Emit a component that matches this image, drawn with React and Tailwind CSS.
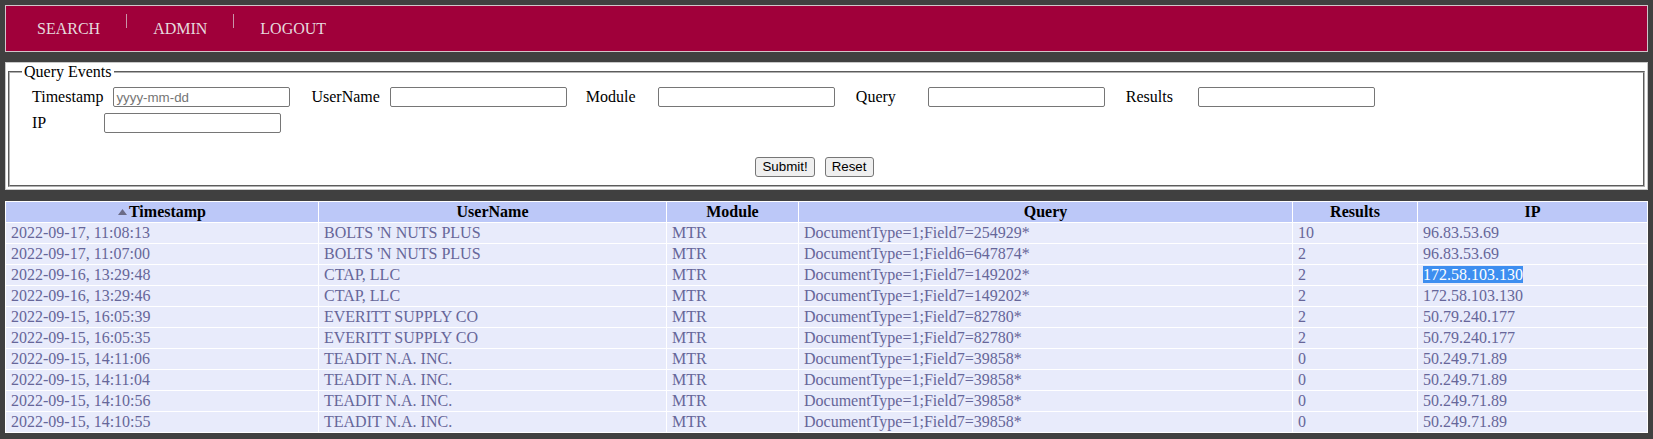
const rows = [
  ['2022-09-17, 11:08:13', "BOLTS 'N NUTS PLUS", 'MTR', 'DocumentType=1;Field7=254929*', '10', '96.83.53.69'],
  ['2022-09-17, 11:07:00', "BOLTS 'N NUTS PLUS", 'MTR', 'DocumentType=1;Field6=647874*', '2', '96.83.53.69'],
  ['2022-09-16, 13:29:48', 'CTAP, LLC', 'MTR', 'DocumentType=1;Field7=149202*', '2', '172.58.103.130', true],
  ['2022-09-16, 13:29:46', 'CTAP, LLC', 'MTR', 'DocumentType=1;Field7=149202*', '2', '172.58.103.130'],
  ['2022-09-15, 16:05:39', 'EVERITT SUPPLY CO', 'MTR', 'DocumentType=1;Field7=82780*', '2', '50.79.240.177'],
  ['2022-09-15, 16:05:35', 'EVERITT SUPPLY CO', 'MTR', 'DocumentType=1;Field7=82780*', '2', '50.79.240.177'],
  ['2022-09-15, 14:11:06', 'TEADIT N.A. INC.', 'MTR', 'DocumentType=1;Field7=39858*', '0', '50.249.71.89'],
  ['2022-09-15, 14:11:04', 'TEADIT N.A. INC.', 'MTR', 'DocumentType=1;Field7=39858*', '0', '50.249.71.89'],
  ['2022-09-15, 14:10:56', 'TEADIT N.A. INC.', 'MTR', 'DocumentType=1;Field7=39858*', '0', '50.249.71.89'],
  ['2022-09-15, 14:10:55', 'TEADIT N.A. INC.', 'MTR', 'DocumentType=1;Field7=39858*', '0', '50.249.71.89'],
]

const fields = [
  { label: 'Timestamp', placeholder: 'yyyy-mm-dd' },
  { label: 'UserName' },
  { label: 'Module', extra: '-ml-[2px]' },
  { label: 'Query' },
  { label: 'Results' },
  { label: 'IP' },
]

function Field({ label, placeholder, extra = '' }) {
  return (
    <div className={`flex items-center mr-[21px] ${extra}`}>
      <span className="inline-block min-w-[62px] mr-[10px] leading-[18px]">{label}</span>
      <input
        type="text"
        placeholder={placeholder}
        className="w-[177px] h-[20px] border border-[#767676] rounded-[2px] px-[2px] bg-white text-[13.33px] font-['Liberation_Sans',Arial,sans-serif] placeholder:text-[#757575] outline-none"
      />
    </div>
  )
}

function Btn({ children }) {
  return (
    <button className="h-[20px] px-[6px] bg-[#efefef] border border-[#767676] rounded-[3px] text-[13.33px] leading-[16px] text-black font-['Liberation_Sans',Arial,sans-serif]">
      {children}
    </button>
  )
}

export default function App() {
  const heads = [
    { t: 'Timestamp', w: 'w-[312px]', sort: true },
    { t: 'UserName', w: 'w-[347px]' },
    { t: 'Module', w: 'w-[131px]' },
    { t: 'Query', w: 'w-[493px]' },
    { t: 'Results', w: 'w-[124px]' },
    { t: 'IP', w: '' },
  ]

  return (
    <div className="min-h-[439px] bg-[#404040] px-[5px] pt-[5px] pb-[5px] font-['Liberation_Serif','Times_New_Roman',serif] text-[16px]">
      {/* Nav */}
      <div className="h-[47px] bg-[#a0003a] border border-[#d2c4ca] flex items-start pl-[31px] pt-[14px] text-[#e6dade] leading-[18px]">
        <span>SEARCH</span>
        <span className="w-[1px] h-[14px] mt-[-6px] mx-[26px] bg-[#c995a8]" />
        <span>ADMIN</span>
        <span className="w-[1px] h-[14px] mt-[-6px] mx-[26px] bg-[#c995a8]" />
        <span>LOGOUT</span>
      </div>

      {/* Query form */}
      <div className="mt-[10px] bg-white border border-[#c8c8c8] px-[2px] pb-[2px]">
        <fieldset className="border-2 [border-style:groove] border-[#b0b0b0] px-[22px] pt-[6px] pb-[8px] text-black">
          <legend className="px-[2px] ml-[-10px] leading-[18px]">Query Events</legend>
          <div className="flex flex-wrap gap-y-[6px]">
            {fields.map((f) => (
              <Field key={f.label} {...f} />
            ))}
          </div>
          <div className="flex justify-center gap-[10px] mt-[24px] pr-[24px]">
            <Btn>Submit!</Btn>
            <Btn>Reset</Btn>
          </div>
        </fieldset>
      </div>

      {/* Results */}
      <table className="mt-[11px] w-full table-fixed border-separate border-spacing-[1px] bg-white">
        <thead>
          <tr>
            {heads.map((h) => (
              <th key={h.t} className={`${h.w} bg-[#bcc8f8] text-black font-bold text-center py-[1px] leading-[18px]`}>
                {h.sort && (
                  <svg width="9" height="6" viewBox="0 0 9 6" className="inline-block mr-[2px] mb-[3px]">
                    <path d="M0 6 L4.5 0 L9 6 Z" fill="#6b6b86" />
                  </svg>
                )}
                {h.t}
              </th>
            ))}
          </tr>
        </thead>
        <tbody>
          {rows.map((r, i) => (
            <tr key={i}>
              {r.slice(0, 6).map((c, j) => (
                <td key={j} className="bg-[#e8ebfb] text-[#666699] pl-[5px] py-[1px] leading-[18px] whitespace-nowrap overflow-hidden">
                  {j === 5 && r[6] ? <span className="bg-[#3d8ef0] text-white">{c}</span> : c}
                </td>
              ))}
            </tr>
          ))}
        </tbody>
      </table>
    </div>
  )
}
======
- _Written request_:
Keep the pictures out of the copy and return the rest of the data above exactly.

- _Correct result_:
Emit a component that matches this image, drawn with React and Tailwind CSS.
const rows = [
  ['2022-09-17, 11:08:13', "BOLTS 'N NUTS PLUS", 'MTR', 'DocumentType=1;Field7=254929*', '10', '96.83.53.69'],
  ['2022-09-17, 11:07:00', "BOLTS 'N NUTS PLUS", 'MTR', 'DocumentType=1;Field6=647874*', '2', '96.83.53.69'],
  ['2022-09-16, 13:29:48', 'CTAP, LLC', 'MTR', 'DocumentType=1;Field7=149202*', '2', '172.58.103.130', true],
  ['2022-09-16, 13:29:46', 'CTAP, LLC', 'MTR', 'DocumentType=1;Field7=149202*', '2', '172.58.103.130'],
  ['2022-09-15, 16:05:39', 'EVERITT SUPPLY CO', 'MTR', 'DocumentType=1;Field7=82780*', '2', '50.79.240.177'],
  ['2022-09-15, 16:05:35', 'EVERITT SUPPLY CO', 'MTR', 'DocumentType=1;Field7=82780*', '2', '50.79.240.177'],
  ['2022-09-15, 14:11:06', 'TEADIT N.A. INC.', 'MTR', 'DocumentType=1;Field7=39858*', '0', '50.249.71.89'],
  ['2022-09-15, 14:11:04', 'TEADIT N.A. INC.', 'MTR', 'DocumentType=1;Field7=39858*', '0', '50.249.71.89'],
  ['2022-09-15, 14:10:56', 'TEADIT N.A. INC.', 'MTR', 'DocumentType=1;Field7=39858*', '0', '50.249.71.89'],
  ['2022-09-15, 14:10:55', 'TEADIT N.A. INC.', 'MTR', 'DocumentType=1;Field7=39858*', '0', '50.249.71.89'],
]

const fields = [
  { label: 'Timestamp', placeholder: 'yyyy-mm-dd' },
  { label: 'UserName' },
  { label: 'Module', extra: '-ml-[2px]' },
  { label: 'Query' },
  { label: 'Results' },
  { label: 'IP' },
]

function Field({ label, placeholder, extra = '' }) {
  return (
    <div className={`flex items-center mr-[21px] ${extra}`}>
      <span className="inline-block min-w-[62px] mr-[10px] leading-[18px]">{label}</span>
      <input
        type="text"
        placeholder={placeholder}
        className="w-[177px] h-[20px] border border-[#767676] rounded-[2px] px-[2px] bg-white text-[13.33px] font-['Liberation_Sans',Arial,sans-serif] placeholder:text-[#757575] outline-none"
      />
    </div>
  )
}

function Btn({ children }) {
  return (
    <button className="h-[20px] px-[6px] bg-[#efefef] border border-[#767676] rounded-[3px] text-[13.33px] leading-[16px] text-black font-['Liberation_Sans',Arial,sans-serif]">
      {children}
    </button>
  )
}

export default function App() {
  const heads = [
    { t: 'Timestamp', w: 'w-[312px]', sort: true },
    { t: 'UserName', w: 'w-[347px]' },
    { t: 'Module', w: 'w-[131px]' },
    { t: 'Query', w: 'w-[493px]' },
    { t: 'Results', w: 'w-[124px]' },
    { t: 'IP', w: '' },
  ]

  return (
    <div className="min-h-[439px] bg-[#404040] px-[5px] pt-[5px] pb-[5px] font-['Liberation_Serif','Times_New_Roman',serif] text-[16px]">
      {/* Nav */}
      <div className="h-[47px] bg-[#a0003a] border border-[#d2c4ca] flex items-start pl-[31px] pt-[14px] text-[#e6dade] leading-[18px]">
        <span>SEARCH</span>
        <span className="w-[1px] h-[14px] mt-[-6px] mx-[26px] bg-[#c995a8]" />
        <span>ADMIN</span>
        <span className="w-[1px] h-[14px] mt-[-6px] mx-[26px] bg-[#c995a8]" />
        <span>LOGOUT</span>
      </div>

      {/* Query form */}
      <div className="mt-[10px] bg-white border border-[#c8c8c8] px-[2px] pb-[2px]">
        <fieldset className="border-2 [border-style:groove] border-[#b0b0b0] px-[22px] pt-[6px] pb-[8px] text-black">
          <legend className="px-[2px] ml-[-10px] leading-[18px]">Query Events</legend>
          <div className="flex flex-wrap gap-y-[6px]">
            {fields.map((f) => (
              <Field key={f.label} {...f} />
            ))}
          </div>
          <div className="flex justify-center gap-[10px] mt-[24px] pr-[24px]">
            <Btn>Submit!</Btn>
            <Btn>Reset</Btn>
          </div>
        </fieldset>
      </div>

      {/* Results */}
      <table className="mt-[11px] w-full table-fixed border-separate border-spacing-[1px] bg-white">
        <thead>
          <tr>
            {heads.map((h) => (
              <th key={h.t} className={`${h.w} bg-[#bcc8f8] text-black font-bold text-center py-[1px] leading-[18px]`}>
                {h.sort && (
                  <svg width="9" height="6" viewBox="0 0 9 6" className="inline-block mr-[2px] mb-[3px]">
                    <path d="M0 6 L4.5 0 L9 6 Z" fill="#6b6b86" />
                  </svg>
                )}
                {h.t}
              </th>
            ))}
          </tr>
        </thead>
        <tbody>
          {rows.map((r, i) => (
            <tr key={i}>
              {r.slice(0, 6).map((c, j) => (
                <td key={j} className="bg-[#e8ebfb] text-[#666699] pl-[5px] py-[1px] leading-[18px] whitespace-nowrap overflow-hidden">
                  {j === 5 && r[6] ? <span className="bg-[#3d8ef0] text-white">{c}</span> : c}
                </td>
              ))}
            </tr>
          ))}
        </tbody>
      </table>
    </div>
  )
}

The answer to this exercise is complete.